Microdon analis, is a species of hoverfly. It is found in the Palearctic. The distinctive almost slug-like larvae live in ants nests. The larvae are hemispherical in shape and heavily armoured. They are believed to prey on the eggs and larvae of a number of different ant species, notably Lasius niger and the Formica rufa group. These ants are usually found on heathland.
However Schmid (2004) claims that Microdon analis and M. major which are cryptic species have been confused under the name analis. M.major is apparently associated with ants of the genus Formica, the other species, M.analis, with Lasius species.

==Description==
For terms see Morphology of Diptera

Wing length 6·75-8·25 mm. 3rd antennomere about twice as long as 2nd. Tergite 3 without dusting. Tarsae 1 tarsomere 2 shorter than wide. Tibiae 2 with a narrow black ring. Ocellar triangle shiny.
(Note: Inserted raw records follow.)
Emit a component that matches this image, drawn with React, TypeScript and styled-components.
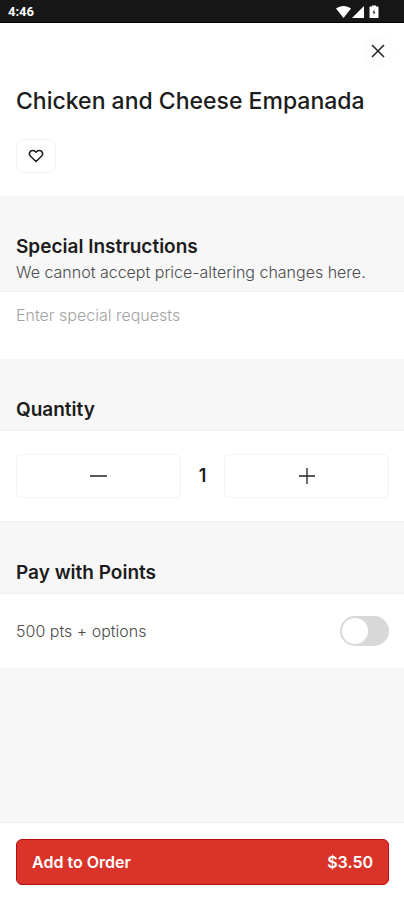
import React, { useState } from "react";
import styled, { createGlobalStyle } from "styled-components";

const GlobalStyle = createGlobalStyle`
  *, *::before, *::after { box-sizing: border-box; }
  body { margin: 0; background: #f7f7f7; color: #1c1c1c; font-family: Inter, "Liberation Sans", sans-serif; }
  button, input, textarea { font: inherit; color: inherit; margin: 0; }
  h1, h2, p { margin: 0; }
`;

const Screen = styled.div`
  min-height: 100vh;
  display: flex;
  flex-direction: column;
`;

const StatusBar = styled.div`
  display: flex;
  align-items: center;
  justify-content: space-between;
  height: 23px;
  padding: 2px 24px 0 8px;
  background: #171717;
  border-bottom: 1px solid #000;
  color: #fff;
  font: 700 13px/20px Roboto, sans-serif;
`;

const StatusIcons = styled.svg`
  display: block;
`;

const Header = styled.header`
  display: flex;
  flex-direction: column;
  align-items: flex-start;
  padding: 12px 15px 23px 16px;
  background: #fff;
`;

const CloseButton = styled.button`
  display: grid;
  place-items: center;
  align-self: flex-end;
  width: 32px;
  height: 32px;
  margin-right: -5px;
  padding: 0;
  border: 0;
  border-radius: 16px;
  background: #fdfdfd;
`;

const Title = styled.h1`
  margin-top: 18px;
  font-size: 23px;
  line-height: 32px;
  font-weight: 500;
`;

const FavoriteButton = styled.button`
  display: grid;
  place-items: center;
  width: 40px;
  height: 34px;
  margin-top: 22px;
  padding: 0;
  border: 1px solid #f1f1f1;
  border-radius: 7px;
  background: #fff;
`;

const SectionHead = styled.div`
  padding: 38px 15px 7px 16px;
  border-bottom: 1px solid #f1f1f1;
`;

const SectionTitle = styled.h2`
  font-size: 19px;
  line-height: 26px;
  font-weight: 600;
`;

const Hint = styled.p`
  font-size: 16px;
  line-height: 24px;
  font-weight: 300;
  color: #4c4c4c;
`;

const Requests = styled.textarea`
  display: block;
  width: 100%;
  height: 67px;
  padding: 11px 16px;
  border: 0;
  resize: none;
  background: #fff;
  font-size: 16px;
  line-height: 24px;
  font-weight: 300;
  &::placeholder { color: #a3a3a3; opacity: 1; }
`;

const QuantityRow = styled.div`
  display: grid;
  grid-template-columns: 1fr 43px 1fr;
  align-items: center;
  padding: 23px 15px 23px 16px;
  border-bottom: 1px solid #f1f1f1;
  background: #fff;
`;

const StepButton = styled.button`
  display: grid;
  place-items: center;
  height: 44px;
  padding: 0;
  border: 1px solid #f3f3f3;
  border-radius: 6px;
  background: #fff;
`;

const Count = styled.output`
  text-align: center;
  font-size: 18px;
  line-height: 24px;
  font-weight: 600;
`;

const PointsRow = styled.label`
  display: flex;
  align-items: center;
  justify-content: space-between;
  height: 74px;
  padding: 0 15px 0 16px;
  background: #fff;
  color: #4c4c4c;
  font-size: 16px;
  line-height: 24px;
  font-weight: 300;
`;

const Toggle = styled.input`
  appearance: none;
  display: flex;
  align-items: center;
  width: 49px;
  height: 30px;
  padding: 0 2px;
  border-radius: 15px;
  background: #d8d8d8;
  &::before {
    content: "";
    width: 26px;
    height: 26px;
    border-radius: 13px;
    background: #fff;
  }
  &:checked { background: #da3329; justify-content: flex-end; }
`;

const Footer = styled.footer`
  margin-top: auto;
  padding: 16px 15px 15px 16px;
  border-top: 1px solid #ececec;
  background: #fff;
`;

const OrderButton = styled.button`
  display: flex;
  align-items: center;
  justify-content: space-between;
  width: 100%;
  height: 46px;
  padding: 0 15px;
  border: 1px solid #b90f10;
  border-radius: 6px;
  background: #da3329;
  color: #fff;
  font-size: 16px;
  line-height: 24px;
  font-weight: 600;
`;

export default function App() {
  const [quantity, setQuantity] = useState(1);
  const [favorite, setFavorite] = useState(false);

  return (
    <Screen>
      <GlobalStyle />
      <StatusBar>
        <span>4:46</span>
        <StatusIcons width="44" height="14" viewBox="0 0 44 14" fill="#fff" aria-hidden="true">
          <path d="M0 3.5C4.5 0 10.5 0 15 3.5L7.5 13Z" />
          <path d="M28 1V13H16Z" />
          <path fillRule="evenodd" d="M36 .5h4v1h2l.5.5V12.5l-.5.5h-8l-.5-.5V2l.5-.5h2ZM38.3 4.5l-1.6 3h1v2.5l1.6-3h-1Z" />
        </StatusIcons>
      </StatusBar>
      <main>
        <Header>
          <CloseButton type="button" aria-label="Close">
            <svg width="14" height="14" viewBox="0 0 14 14" fill="none" stroke="#222" strokeWidth="1.5">
              <path d="M1 1l12 12M13 1L1 13" />
            </svg>
          </CloseButton>
          <Title>Chicken and Cheese Empanada</Title>
          <FavoriteButton
            type="button"
            aria-label="Add to favorites"
            aria-pressed={favorite}
            onClick={() => setFavorite(!favorite)}
          >
            <svg width="16" height="14" viewBox="0 0 16 14" fill={favorite ? "#1c1c1c" : "none"} stroke="#1c1c1c" strokeWidth="1.5" strokeLinejoin="round">
              <path d="M8 12.5L2.5 7.3C1.2 5.9 1.2 3.7 2.5 2.4C3.8 1.1 6 1.2 7.2 2.5L8 3.3L8.8 2.5C10 1.2 12.2 1.1 13.5 2.4C14.8 3.7 14.8 5.9 13.5 7.3Z" />
            </svg>
          </FavoriteButton>
        </Header>

        <SectionHead>
          <SectionTitle id="requests-title">Special Instructions</SectionTitle>
          <Hint id="requests-hint">We cannot accept price-altering changes here.</Hint>
        </SectionHead>
        <Requests
          aria-labelledby="requests-title"
          aria-describedby="requests-hint"
          placeholder="Enter special requests"
        />

        <SectionHead>
          <SectionTitle>Quantity</SectionTitle>
        </SectionHead>
        <QuantityRow>
          <StepButton type="button" aria-label="Decrease quantity" onClick={() => setQuantity(Math.max(1, quantity - 1))}>
            <svg width="18" height="18" viewBox="0 0 18 18" stroke="#222" strokeWidth="1.5">
              <path d="M0 9h17" />
            </svg>
          </StepButton>
          <Count>{quantity}</Count>
          <StepButton type="button" aria-label="Increase quantity" onClick={() => setQuantity(quantity + 1)}>
            <svg width="18" height="18" viewBox="0 0 18 18" stroke="#222" strokeWidth="1.3">
              <path d="M1 9h16M9 1v16" />
            </svg>
          </StepButton>
        </QuantityRow>

        <SectionHead>
          <SectionTitle>Pay with Points</SectionTitle>
        </SectionHead>
        <PointsRow>
          500 pts + options
          <Toggle type="checkbox" role="switch" />
        </PointsRow>
      </main>
      <Footer>
        <OrderButton type="button">
          <span>Add to Order</span>
          <span>$3.50</span>
        </OrderButton>
      </Footer>
    </Screen>
  );
}
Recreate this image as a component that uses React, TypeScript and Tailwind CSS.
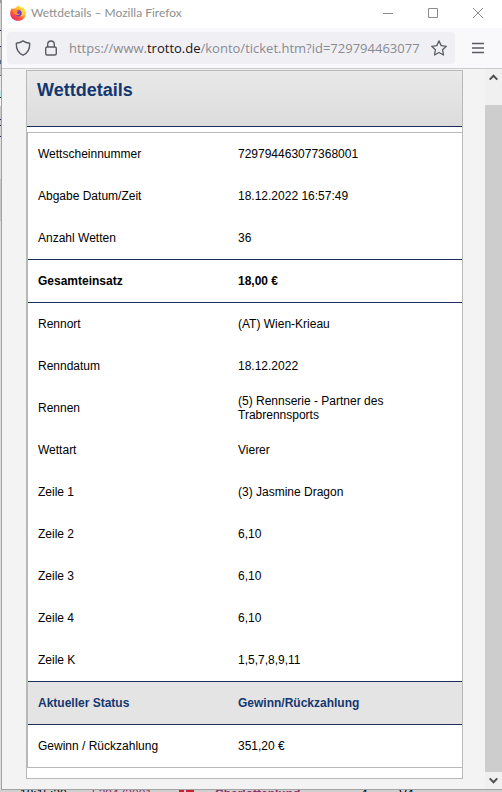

The male genitalia are figured by Doczkal & Schmid (1999).
See references for determination

==Distribution==
Palearctic Scandinavia South to the Mediterranean basin. Ireland East through Europe into Russia, the Russian Far East and Siberia and on to the Pacific coast. Mongolia.

==Biology==
Habitat: Quercus, Pinus, Fagus, Picea, Betula forest with fallen trees. Adults are not known to visit flowers to feed but settle on foliage. The flight period is May to July.